We find the Sherman court's reasoning persuasive and conclude the trial court correctly ruled that plaintiffs could not use defendant Ford's third-party allegation as an admission. While the allegations appearing in defendant Ford's third-party complaint were not stated in the alternative, the very nature of defendant Ford's third-party complaint was contingent upon the jury first finding defendant liable in the initial action. A party wishing to make alternative or contingent claims should not be placed in the perilous situation of either foregoing one claim or having one claim used against another as an admission.

Further, we agree with the trial court's determination that the allegation of defectiveness in defendant Ford's third-party complaint, even if relevant, should not have been admitted since its probative value was substantially outweighed by the prejudice to defendant. MRE 403.

Exclusion of evidence as being overly prejudicial is within the trial court's discretion.

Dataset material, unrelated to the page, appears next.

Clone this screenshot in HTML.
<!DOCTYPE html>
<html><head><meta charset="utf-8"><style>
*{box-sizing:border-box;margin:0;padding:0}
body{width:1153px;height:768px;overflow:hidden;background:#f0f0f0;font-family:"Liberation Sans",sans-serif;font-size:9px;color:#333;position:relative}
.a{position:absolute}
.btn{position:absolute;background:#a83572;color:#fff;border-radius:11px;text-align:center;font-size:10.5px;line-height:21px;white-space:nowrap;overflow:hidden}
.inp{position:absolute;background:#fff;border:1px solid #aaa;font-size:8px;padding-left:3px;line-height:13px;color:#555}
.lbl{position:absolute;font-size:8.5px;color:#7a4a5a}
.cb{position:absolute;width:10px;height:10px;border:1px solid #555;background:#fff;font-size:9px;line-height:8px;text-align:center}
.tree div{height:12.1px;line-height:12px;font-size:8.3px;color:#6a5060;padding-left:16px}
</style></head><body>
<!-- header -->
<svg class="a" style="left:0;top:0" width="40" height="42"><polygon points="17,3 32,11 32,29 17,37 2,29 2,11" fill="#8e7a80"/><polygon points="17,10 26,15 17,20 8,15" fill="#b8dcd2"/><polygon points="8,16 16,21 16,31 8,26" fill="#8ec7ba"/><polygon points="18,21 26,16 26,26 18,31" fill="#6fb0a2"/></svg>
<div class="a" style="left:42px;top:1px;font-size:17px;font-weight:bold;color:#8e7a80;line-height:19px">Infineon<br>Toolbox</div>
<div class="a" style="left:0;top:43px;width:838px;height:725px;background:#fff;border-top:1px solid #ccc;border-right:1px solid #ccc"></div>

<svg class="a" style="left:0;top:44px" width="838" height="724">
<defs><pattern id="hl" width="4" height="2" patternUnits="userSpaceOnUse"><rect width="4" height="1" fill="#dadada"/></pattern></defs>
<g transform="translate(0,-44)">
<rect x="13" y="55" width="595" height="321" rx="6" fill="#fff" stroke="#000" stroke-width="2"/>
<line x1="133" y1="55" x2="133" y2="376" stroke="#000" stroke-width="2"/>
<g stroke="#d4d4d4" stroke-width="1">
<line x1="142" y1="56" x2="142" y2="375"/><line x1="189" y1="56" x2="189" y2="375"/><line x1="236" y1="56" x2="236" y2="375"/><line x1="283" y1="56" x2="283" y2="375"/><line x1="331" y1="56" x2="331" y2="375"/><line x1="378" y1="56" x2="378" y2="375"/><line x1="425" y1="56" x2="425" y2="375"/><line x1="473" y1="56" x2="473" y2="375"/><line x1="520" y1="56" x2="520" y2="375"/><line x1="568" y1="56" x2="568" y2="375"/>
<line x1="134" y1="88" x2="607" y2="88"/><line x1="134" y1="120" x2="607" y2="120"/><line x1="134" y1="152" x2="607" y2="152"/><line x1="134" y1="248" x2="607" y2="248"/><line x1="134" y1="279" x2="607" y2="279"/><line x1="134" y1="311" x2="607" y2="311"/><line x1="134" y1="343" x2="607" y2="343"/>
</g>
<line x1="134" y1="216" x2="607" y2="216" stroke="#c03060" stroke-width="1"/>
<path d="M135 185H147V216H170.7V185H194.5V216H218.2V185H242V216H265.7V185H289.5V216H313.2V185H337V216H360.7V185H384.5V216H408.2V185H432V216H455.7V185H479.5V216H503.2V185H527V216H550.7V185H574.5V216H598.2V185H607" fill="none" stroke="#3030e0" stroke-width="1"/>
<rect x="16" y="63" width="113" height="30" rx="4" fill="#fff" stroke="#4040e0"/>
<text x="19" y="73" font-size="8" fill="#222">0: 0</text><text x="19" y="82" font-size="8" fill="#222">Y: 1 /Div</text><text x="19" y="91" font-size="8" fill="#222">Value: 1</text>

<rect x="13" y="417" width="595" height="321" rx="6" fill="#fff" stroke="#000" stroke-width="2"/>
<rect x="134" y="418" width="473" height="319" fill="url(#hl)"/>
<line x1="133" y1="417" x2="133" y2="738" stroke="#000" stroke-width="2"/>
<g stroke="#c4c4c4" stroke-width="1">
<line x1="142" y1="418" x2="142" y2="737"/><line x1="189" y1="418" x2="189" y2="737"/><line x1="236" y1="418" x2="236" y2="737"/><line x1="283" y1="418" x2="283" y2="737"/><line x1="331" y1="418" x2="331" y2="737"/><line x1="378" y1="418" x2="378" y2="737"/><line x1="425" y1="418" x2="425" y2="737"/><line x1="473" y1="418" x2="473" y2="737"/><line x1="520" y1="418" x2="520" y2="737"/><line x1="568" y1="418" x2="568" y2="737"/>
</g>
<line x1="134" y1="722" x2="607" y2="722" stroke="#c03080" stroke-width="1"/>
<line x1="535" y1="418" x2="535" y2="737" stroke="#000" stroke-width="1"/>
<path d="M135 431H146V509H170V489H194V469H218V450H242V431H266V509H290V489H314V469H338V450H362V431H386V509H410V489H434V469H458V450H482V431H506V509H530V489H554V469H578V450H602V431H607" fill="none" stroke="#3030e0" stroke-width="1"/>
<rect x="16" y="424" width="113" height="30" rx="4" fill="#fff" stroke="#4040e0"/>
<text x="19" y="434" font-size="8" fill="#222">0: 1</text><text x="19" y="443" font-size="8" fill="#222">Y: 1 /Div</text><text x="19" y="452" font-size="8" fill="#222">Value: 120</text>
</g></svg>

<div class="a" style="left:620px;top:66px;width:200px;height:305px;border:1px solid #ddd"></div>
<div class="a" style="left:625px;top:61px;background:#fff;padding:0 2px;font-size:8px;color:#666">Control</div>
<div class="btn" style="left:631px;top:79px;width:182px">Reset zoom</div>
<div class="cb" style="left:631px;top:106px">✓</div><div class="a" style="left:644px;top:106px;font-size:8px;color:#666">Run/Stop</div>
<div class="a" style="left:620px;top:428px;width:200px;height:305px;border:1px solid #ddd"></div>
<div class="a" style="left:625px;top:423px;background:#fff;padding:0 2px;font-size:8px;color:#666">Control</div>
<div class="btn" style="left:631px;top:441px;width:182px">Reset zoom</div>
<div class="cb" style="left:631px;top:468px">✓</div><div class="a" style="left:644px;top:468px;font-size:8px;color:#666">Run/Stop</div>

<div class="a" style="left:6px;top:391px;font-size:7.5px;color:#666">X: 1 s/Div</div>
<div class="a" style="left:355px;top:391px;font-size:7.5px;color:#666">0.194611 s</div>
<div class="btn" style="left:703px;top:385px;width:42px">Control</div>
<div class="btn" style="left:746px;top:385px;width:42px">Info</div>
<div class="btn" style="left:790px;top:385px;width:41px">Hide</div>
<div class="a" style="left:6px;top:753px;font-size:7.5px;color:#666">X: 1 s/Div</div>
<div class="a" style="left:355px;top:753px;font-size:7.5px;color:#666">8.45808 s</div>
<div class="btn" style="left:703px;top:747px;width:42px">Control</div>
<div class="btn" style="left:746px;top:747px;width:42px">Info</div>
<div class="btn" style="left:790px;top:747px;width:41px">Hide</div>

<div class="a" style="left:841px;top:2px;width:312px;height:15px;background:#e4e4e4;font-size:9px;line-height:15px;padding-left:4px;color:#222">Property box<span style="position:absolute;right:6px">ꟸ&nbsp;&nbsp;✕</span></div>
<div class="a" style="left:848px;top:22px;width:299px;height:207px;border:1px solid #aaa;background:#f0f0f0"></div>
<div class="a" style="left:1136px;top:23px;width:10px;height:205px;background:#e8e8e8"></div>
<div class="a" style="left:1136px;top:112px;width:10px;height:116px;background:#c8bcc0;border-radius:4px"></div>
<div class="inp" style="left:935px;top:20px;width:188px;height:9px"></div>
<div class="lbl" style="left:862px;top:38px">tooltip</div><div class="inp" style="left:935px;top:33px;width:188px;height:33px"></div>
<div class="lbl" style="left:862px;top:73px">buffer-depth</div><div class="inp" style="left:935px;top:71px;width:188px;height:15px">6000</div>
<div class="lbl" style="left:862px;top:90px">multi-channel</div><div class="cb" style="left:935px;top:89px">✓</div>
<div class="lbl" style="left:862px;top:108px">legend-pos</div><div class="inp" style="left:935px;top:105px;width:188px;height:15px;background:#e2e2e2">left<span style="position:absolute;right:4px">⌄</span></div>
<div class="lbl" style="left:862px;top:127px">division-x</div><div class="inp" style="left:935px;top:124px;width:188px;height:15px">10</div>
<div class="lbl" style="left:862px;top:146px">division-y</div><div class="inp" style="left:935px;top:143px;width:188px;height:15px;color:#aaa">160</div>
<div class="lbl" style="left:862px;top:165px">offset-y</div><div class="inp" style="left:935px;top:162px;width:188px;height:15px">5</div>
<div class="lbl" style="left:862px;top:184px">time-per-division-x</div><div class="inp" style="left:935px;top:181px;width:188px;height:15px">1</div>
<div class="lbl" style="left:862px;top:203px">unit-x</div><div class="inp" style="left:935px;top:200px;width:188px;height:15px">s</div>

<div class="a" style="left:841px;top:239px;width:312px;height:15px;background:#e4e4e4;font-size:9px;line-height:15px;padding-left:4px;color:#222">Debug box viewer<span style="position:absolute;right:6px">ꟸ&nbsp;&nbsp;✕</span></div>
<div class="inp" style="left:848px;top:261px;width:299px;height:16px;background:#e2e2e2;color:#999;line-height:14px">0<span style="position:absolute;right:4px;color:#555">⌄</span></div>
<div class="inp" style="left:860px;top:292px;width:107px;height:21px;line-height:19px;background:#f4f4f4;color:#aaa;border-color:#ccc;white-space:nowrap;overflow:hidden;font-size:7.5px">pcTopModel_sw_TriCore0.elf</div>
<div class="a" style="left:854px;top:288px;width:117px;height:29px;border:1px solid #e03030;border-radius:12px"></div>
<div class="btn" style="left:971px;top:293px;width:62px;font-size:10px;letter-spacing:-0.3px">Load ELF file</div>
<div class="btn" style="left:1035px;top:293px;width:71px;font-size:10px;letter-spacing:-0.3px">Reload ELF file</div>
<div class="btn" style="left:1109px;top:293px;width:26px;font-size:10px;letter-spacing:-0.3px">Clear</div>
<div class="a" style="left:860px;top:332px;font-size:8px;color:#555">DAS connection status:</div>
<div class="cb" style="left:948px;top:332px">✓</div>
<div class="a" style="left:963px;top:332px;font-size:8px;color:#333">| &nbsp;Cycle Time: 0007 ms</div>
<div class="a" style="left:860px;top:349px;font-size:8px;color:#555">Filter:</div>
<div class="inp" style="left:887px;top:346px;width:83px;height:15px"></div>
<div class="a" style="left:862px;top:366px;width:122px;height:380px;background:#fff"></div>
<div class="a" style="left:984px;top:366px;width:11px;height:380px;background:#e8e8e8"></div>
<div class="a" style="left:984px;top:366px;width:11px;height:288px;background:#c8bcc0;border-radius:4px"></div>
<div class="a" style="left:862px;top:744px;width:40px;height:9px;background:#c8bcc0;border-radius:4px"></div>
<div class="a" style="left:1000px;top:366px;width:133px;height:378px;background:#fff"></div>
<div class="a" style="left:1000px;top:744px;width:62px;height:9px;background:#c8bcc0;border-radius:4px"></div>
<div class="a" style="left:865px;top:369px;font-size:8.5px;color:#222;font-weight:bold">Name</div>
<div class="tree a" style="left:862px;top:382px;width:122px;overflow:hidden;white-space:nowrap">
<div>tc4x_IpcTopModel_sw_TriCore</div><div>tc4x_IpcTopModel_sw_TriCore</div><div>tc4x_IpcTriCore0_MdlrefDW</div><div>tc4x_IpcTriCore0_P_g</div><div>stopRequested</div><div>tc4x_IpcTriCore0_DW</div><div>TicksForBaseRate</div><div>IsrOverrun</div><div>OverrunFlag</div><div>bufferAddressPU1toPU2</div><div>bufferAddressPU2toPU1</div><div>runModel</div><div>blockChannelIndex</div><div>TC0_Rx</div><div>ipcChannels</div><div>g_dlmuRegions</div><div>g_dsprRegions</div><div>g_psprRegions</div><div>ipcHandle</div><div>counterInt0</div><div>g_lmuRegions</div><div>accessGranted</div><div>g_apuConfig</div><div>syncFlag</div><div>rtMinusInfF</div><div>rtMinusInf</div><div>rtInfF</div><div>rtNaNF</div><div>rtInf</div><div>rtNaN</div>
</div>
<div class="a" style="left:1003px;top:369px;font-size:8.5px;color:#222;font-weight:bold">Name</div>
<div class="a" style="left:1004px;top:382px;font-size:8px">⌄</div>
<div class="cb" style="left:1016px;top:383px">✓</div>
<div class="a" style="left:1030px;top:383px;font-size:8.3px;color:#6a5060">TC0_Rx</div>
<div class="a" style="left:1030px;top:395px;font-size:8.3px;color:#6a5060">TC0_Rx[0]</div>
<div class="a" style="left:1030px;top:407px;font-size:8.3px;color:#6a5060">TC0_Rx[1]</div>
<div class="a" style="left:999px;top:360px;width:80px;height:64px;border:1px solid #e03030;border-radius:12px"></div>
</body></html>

The trial court's determination will not be reversed absent an abuse of discretion. Aetna Life Ins. Co. v. Brooks, 96 Mich.App. 310, 292 N.W.2d 532 (1980).

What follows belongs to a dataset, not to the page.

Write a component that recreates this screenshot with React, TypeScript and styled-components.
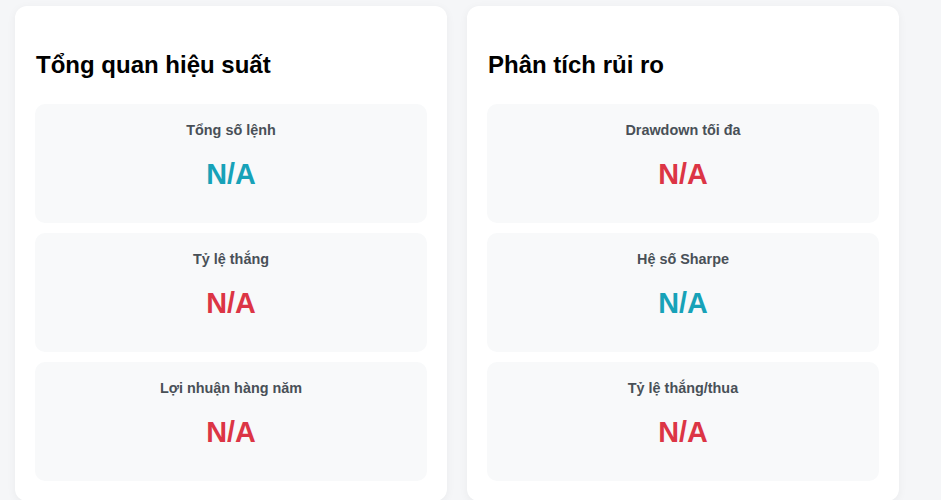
import React from "react";
import styled, { createGlobalStyle } from "styled-components";

const Global = createGlobalStyle`
  html, body {
    margin: 0;
    padding: 0;
    background: #f5f6f8;
    font-family: "Liberation Sans", Arial, sans-serif;
  }
`;

const Page = styled.div`
  display: grid;
  grid-template-columns: 432px 432px;
  gap: 20px;
  padding: 6px 15px 20px;
  align-items: start;
`;

const Card = styled.section`
  background: #ffffff;
  border-radius: 12px;
  box-shadow: 0 2px 10px rgba(0, 0, 0, 0.05);
  padding: 20px;
`;

const Title = styled.h2`
  margin: 25px 0 25px 1px;
  font-size: 24px;
  line-height: 28px;
  font-weight: 700;
  color: #000;
`;

const List = styled.div`
  display: flex;
  flex-direction: column;
  gap: 10px;
`;

const Metric = styled.div`
  background: #f8f9fa;
  border-radius: 10px;
  padding: 18px 20px 32px;
  text-align: center;
`;

const Label = styled.div`
  font-size: 14.4px;
  line-height: 17px;
  font-weight: 700;
  color: #495057;
  margin-bottom: 18px;
`;

const Value = styled.div<{ $tone: "teal" | "red" }>`
  font-size: 28.8px;
  line-height: 34px;
  font-weight: 700;
  color: ${(p) => (p.$tone === "teal" ? "#17a2b8" : "#dc3545")};
`;

type Item = { label: string; tone: "teal" | "red" };

const sections: { title: string; items: Item[] }[] = [
  {
    title: "Tổng quan hiệu suất",
    items: [
      { label: "Tổng số lệnh", tone: "teal" },
      { label: "Tỷ lệ thắng", tone: "red" },
      { label: "Lợi nhuận hàng năm", tone: "red" },
    ],
  },
  {
    title: "Phân tích rủi ro",
    items: [
      { label: "Drawdown tối đa", tone: "red" },
      { label: "Hệ số Sharpe", tone: "teal" },
      { label: "Tỷ lệ thắng/thua", tone: "red" },
    ],
  },
];

export default function App() {
  return (
    <>
      <Global />
      <Page>
        {sections.map((s) => (
          <Card key={s.title}>
            <Title>{s.title}</Title>
            <List>
              {s.items.map((it) => (
                <Metric key={it.label}>
                  <Label>{it.label}</Label>
                  <Value $tone={it.tone}>N/A</Value>
                </Metric>
              ))}
            </List>
          </Card>
        ))}
      </Page>
    </>
  );
}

We find no abuse of discretion in the case at bar. If the trial court had allowed plaintiffs to use the allegations appearing in the third-party complaint, defendant Ford Motor Company would have been left virtually without its defense, a manufacturer of a motor vehicle being liable for damages caused [111 MICHAPP 135] by component parts which are defective, even if those parts are supplied by another manufacturer. Comstock v. General Motors Corp., 358 Mich. 163, 99 N.W.2d 627 (1959).

ISSUES II and III

Defendant Ford Motor Company called John Sheehan as an accident reconstruction expert. Mr. Sheehan had reviewed pertinent documentary evidence including depositions taken prior to trial. Based upon that review, he performed an accident reconstruction analysis and expressed his opinion as to how the accident occurred.

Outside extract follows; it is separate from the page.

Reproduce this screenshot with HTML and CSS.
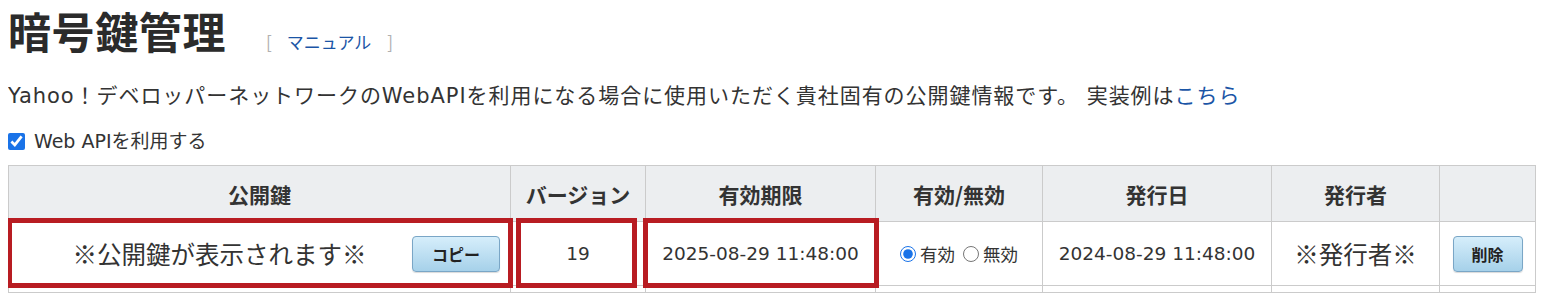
FILE: index.html
```html
<!DOCTYPE html>
<html lang="ja">
<head>
  <meta charset="UTF-8">
  <title>暗号鍵管理</title>
  <link rel="stylesheet" href="styles.css">
</head>
<body>
  <div class="page-title">
    <h1>暗号鍵管理</h1>
    <span class="manual"><span class="bracket">[</span><a href="#">マニュアル</a><span class="bracket">]</span></span>
  </div>
  <p class="lead">Yahoo！デベロッパーネットワークのWebAPIを利用になる場合に使用いただく貴社固有の公開鍵情報です。 実装例は<a href="#">こちら</a></p>
  <label class="use-api"><input type="checkbox" checked> Web APIを利用する</label>

  <div class="key-wrap">
    <table class="key-table">
      <colgroup>
        <col style="width:502px">
        <col style="width:135px">
        <col style="width:230px">
        <col style="width:167px">
        <col style="width:229px">
        <col style="width:168px">
        <col>
      </colgroup>
      <thead>
        <tr>
          <th>公開鍵</th>
          <th>バージョン</th>
          <th>有効期限</th>
          <th>有効/無効</th>
          <th>発行日</th>
          <th>発行者</th>
          <th></th>
        </tr>
      </thead>
      <tbody>
        <tr>
          <td class="key-cell">
            <div class="key-inner">
              <span class="big">※公開鍵が表示されます※</span>
              <button class="blue-btn copy">コピー</button>
            </div>
          </td>
          <td>19</td>
          <td>2025-08-29 11:48:00</td>
          <td class="status">
            <label><input type="radio" name="st" checked>有効</label>
            <label><input type="radio" name="st">無効</label>
          </td>
          <td>2024-08-29 11:48:00</td>
          <td><span class="big">※発行者※</span></td>
          <td><button class="blue-btn del">削除</button></td>
        </tr>
        <tr class="empty">
          <td></td><td></td><td></td><td></td><td></td><td></td><td></td>
        </tr>
      </tbody>
    </table>
    <!-- highlight boxes over the first row -->
    <div class="mark mark-key"></div>
    <div class="mark mark-ver"></div>
    <div class="mark mark-exp"></div>
  </div>
</body>
</html>
```

FILE: styles.css
```css
body { margin: 0 8px; font-family: "DejaVu Sans", "Noto Sans CJK JP", sans-serif; color: #333; background: #fff; overflow: hidden;}
a { color: #1b55a6; text-decoration: none;}
.page-title { display: flex; align-items: baseline; gap: 38px; height: 66px;}
.page-title h1 { margin: 0; font-family: "Noto Sans CJK JP", sans-serif; font-size: 43px; font-weight: bold; line-height: 60px; color: #2b2b2b; letter-spacing: 0.6px;}
.manual { font-family: "Noto Sans CJK JP", sans-serif; font-size: 17px; color: #1b55a6;}
.manual .bracket { color: #b0b0b0; margin: 0 15px 0 2px;}
.manual .bracket + a + .bracket { margin: 0 0 0 16px;}
.lead { margin: 15px 0 0 0; font-size: 21px; line-height: 30px; color: #333; letter-spacing: 0.95px;}
.use-api { display: flex; align-items: center; gap: 9px; margin-top: 18px; font-size: 19px; line-height: 24px;}
.use-api input { width: 17px; height: 17px; margin: 0; accent-color: #1a73e8;}
.key-wrap { position: relative; margin-top: 12px;}
.key-table { width: 1528px; border-collapse: collapse; table-layout: fixed;}
.key-table th, .key-table td { border: 1px solid #cbcbcb; text-align: center; padding: 0 6px; font-size: 18.5px;}
.key-table th { background: #eceef0; height: 55px; font-family: "Noto Sans CJK JP", sans-serif; font-size: 21px; font-weight: bold; color: #333;}
.key-table td { height: 63px; color: #333;}
.key-table tr.empty td { height: 6px;}
.key-table td.key-cell { padding: 0 10px 0 30px;}
.key-inner { display: flex; align-items: center; gap: 12px;}
.key-inner .big { flex: 1; text-align: center;}
.big { font-family: "Noto Sans CJK JP", sans-serif; font-size: 24.5px;}
.status label { font-family: "Noto Sans CJK JP", sans-serif; font-size: 17.5px; display: inline-flex; align-items: center; gap: 4px; margin: 0 1px;}
.status input { margin: 0; width: 16px; height: 16px; accent-color: #1a73e8;}
.blue-btn { height: 36px; border: 1px solid #7aa6c6; border-radius: 4px; background: linear-gradient(#d6eefb, #a6d1ea); font-family: "Noto Sans CJK JP", sans-serif; font-size: 16px; font-weight: bold; color: #222; box-shadow: 0 1px 1px rgba(0,0,0,0.15); cursor: pointer; padding: 0;}
.blue-btn.copy { width: 88px;}
.blue-btn.del { width: 70px;}
.mark { position: absolute; top: 53px; height: 60px; border: 5px solid #b81c22;}
.mark-key { left: -1px; width: 496px;}
.mark-ver { left: 508px; width: 111px;}
.mark-exp { left: 635px; width: 226px;}
```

Plaintiffs contend admission of Mr. Sheehan's expert testimony was error because (1) it was based upon facts allegedly not in evidence, therefore lacking proper foundation, and (2) the case did not invoke subject matter necessitating expert analysis. In both instances, plaintiffs rely upon cases involving evidentiary questions that predate the Michigan Rules of Evidence. Michigan Rules of Evidence, effective March 1, 1978, govern proceedings in state courts after that date and supersede prior rules pertaining to the admissibility of evidence. January 5, 1978, order of the Michigan Supreme Court adopting the Michigan Rules of Evidence, 402 Mich. lxxxviii; MRE 101.

Plaintiff relies upon ...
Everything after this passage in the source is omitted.